How Do You Consume Music?

How Do You Consume Music?

How do you like to listen to music? Do you download music to your phone? Do you stream it on music platforms with a subscription fee? Do you use an iPod and download music onto it? Do you buy physical CDs to put into a CD player? Do you buy vinyl records?

[picture from Pixabay]

Whether you like it or not, we are entering the digital world where most things are becoming virtual rather than physical. Music consumption has changed drastically over the last two decades. How do you think the value of music has changed?

[picture from Pixabay]

My classmates were giving a presentation last week about a case from 2000 titled, “Metallica, et al. v. Napster, Inc.”. This was a case that focused on copyright infringement and unlawful use of digital audio interface devices. But through our class discussion, from all the negativity that this gave to the public, there actually sparked some positivity. The ban and closure of Napster gave rise to Spotify and other music streaming platforms. Do you agree with this argument?

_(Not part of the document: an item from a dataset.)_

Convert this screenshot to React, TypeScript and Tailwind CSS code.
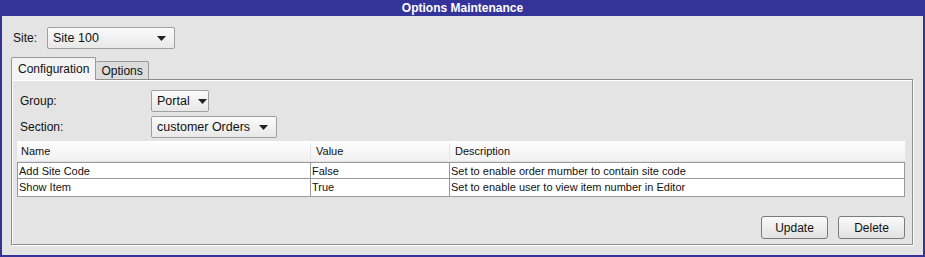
const font = { fontFamily: '"Liberation Sans", Arial, sans-serif' };

function Caret() {
  return (
    <svg width="9" height="5" viewBox="0 0 9 5" className="shrink-0">
      <path d="M0 0h9L4.5 5z" fill="#222" />
    </svg>
  );
}

function Select({ value, width }: { value: string; width: string }) {
  return (
    <div
      className={`flex h-[22px] ${width} items-center justify-between gap-[8px] rounded-[2px] border border-[#a0a0a0] bg-gradient-to-b from-[#fbfbfb] to-[#e8e8e8] pl-[5px] pr-[8px] text-[12.5px] text-[#111]`}
    >
      <span>{value}</span>
      <Caret />
    </div>
  );
}

function Button({ label }: { label: string }) {
  return (
    <button className="flex h-[23px] w-[67px] items-center justify-center rounded-[3px] border border-[#7a7a7a] bg-gradient-to-b from-[#fafafa] to-[#e2e2e2] text-[12px] text-[#111]">
      {label}
    </button>
  );
}

const rows = [
  {
    name: "Add Site Code",
    value: "False",
    description: "Set to enable order mumber to contain site code",
  },
  {
    name: "Show Item",
    value: "True",
    description: "Set to enable user to view item number in Editor",
  },
];

export default function App() {
  return (
    <div
      className="flex h-[257px] w-[925px] flex-col bg-[#333399]"
      style={font}
    >
      <div className="flex h-[16px] items-center justify-center text-[12px] font-bold leading-none text-white">
        Options Maintenance
      </div>
      <div className="mx-[2px] mb-[2px] flex flex-1 flex-col bg-[#e4e4e4] px-[9px]">
        <div className="mt-[11px] flex items-center">
          <span className="ml-[2px] w-[34px] text-[12px] text-[#111]">Site:</span>
          <Select value="Site 100" width="w-[128px]" />
        </div>

        <div className="mt-[8px] flex items-end">
          <div className="relative z-10 mb-[-1px] flex h-[23px] items-center rounded-t-[2px] border border-b-0 border-[#999] bg-[#f4f4f4] px-[6px] text-[12px] text-[#111]">
            Configuration
          </div>
          <div className="flex h-[18px] items-center rounded-t-[2px] border border-b-0 border-l-0 border-[#999] bg-[#dcdcdc] px-[5px] text-[12px] text-[#111]">
            Options
          </div>
        </div>

        <div className="mr-[1px] flex h-[166px] flex-col border border-[#8c8c8c] shadow-[inset_1px_1px_0_#fff,1px_1px_0_#fff]">
          <div className="mt-[10px] flex items-center pl-[8px]">
            <span className="w-[131px] text-[12px] text-[#111]">Group:</span>
            <Select value="Portal" width="w-[58px]" />
          </div>
          <div className="mt-[4px] flex items-center pl-[8px]">
            <span className="w-[131px] text-[12px] text-[#111]">Section:</span>
            <Select value="customer Orders" width="w-[126px]" />
          </div>

          <div className="mt-[3px] ml-[5px] mr-[7px] text-[11px] text-[#111]">
            <div className="grid h-[21px] grid-cols-[293px_139px_1fr] items-center bg-gradient-to-b from-white to-[#f0f0f0] shadow-[inset_0_-1px_0_#e2e2e2]">
              <span className="pl-[4px]">Name</span>
              <span className="border-l border-[#e6e6e6] pl-[5px]">Value</span>
              <span className="border-l border-[#e6e6e6] pl-[5px]">Description</span>
            </div>
            <div className="border-x border-b border-[#9a9a9a]">
              {rows.map((row, i) => (
                <div
                  key={row.name}
                  className={`grid h-[17px] grid-cols-[292px_139px_1fr] items-center bg-white ${
                    i === 0 ? "border-y" : "border-b-0"
                  } border-[#9a9a9a]`}
                >
                  <span className="pl-[1px]">{row.name}</span>
                  <span className="h-full border-l border-[#9a9a9a] pl-[1px] leading-[16px]">
                    {row.value}
                  </span>
                  <span className="h-full border-l border-[#9a9a9a] pl-[1px] leading-[16px]">
                    {row.description}
                  </span>
                </div>
              ))}
            </div>
          </div>

          <div className="mt-auto mb-[5px] mr-[7px] flex justify-end gap-[10px]">
            <Button label="Update" />
            <Button label="Delete" />
          </div>
        </div>
      </div>
    </div>
  );
}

Here is a video that talks in detail about the case:

I have a very important question and that is, how do you feel the value of music has changed when compared from being physically obtainable to just virtual ownership? To simplify that, compare an album with buying the CD versus buying the digital album online or paying a monthly subscription to a platform to stream the music (i.e., Spotify). As a consumer, do you think that the value of the music has changed?

[picture from Pixabay]

My thought process of this comes from textbooks at school. I would always go for the digital version, usually PDF format, rather than buy the actual hardcover textbook. There is a major price difference and as a student with student loan, it really does break the bank and I need to make smart choices for my education. The perspective here is that for digital copies, I have nothing physically to get, so it is worth less in monetary value. The PDF will always be cheaper than the paper copy of the textbook. In similarity, the digital version of an album from a band would be cheaper than buying the physical CD version of the album.

[picture from Pixabay]

At the same time though, I have a counter argument. Digital copies are so much easier to transfer, and you can listen to music on the go, on your phone, computer, tablet, TV, etc. You can listen to the music even more frequent because it is digitalized. It is harder or almost impossible for those to carry around a CD player or a vinyl record player while they are on the SkyTrain to go to school or work.

Do you think this is a good thing or bad thing for artists?

Do you think it will affect them positively or negatively?

What are your thoughts about digitalizing everything?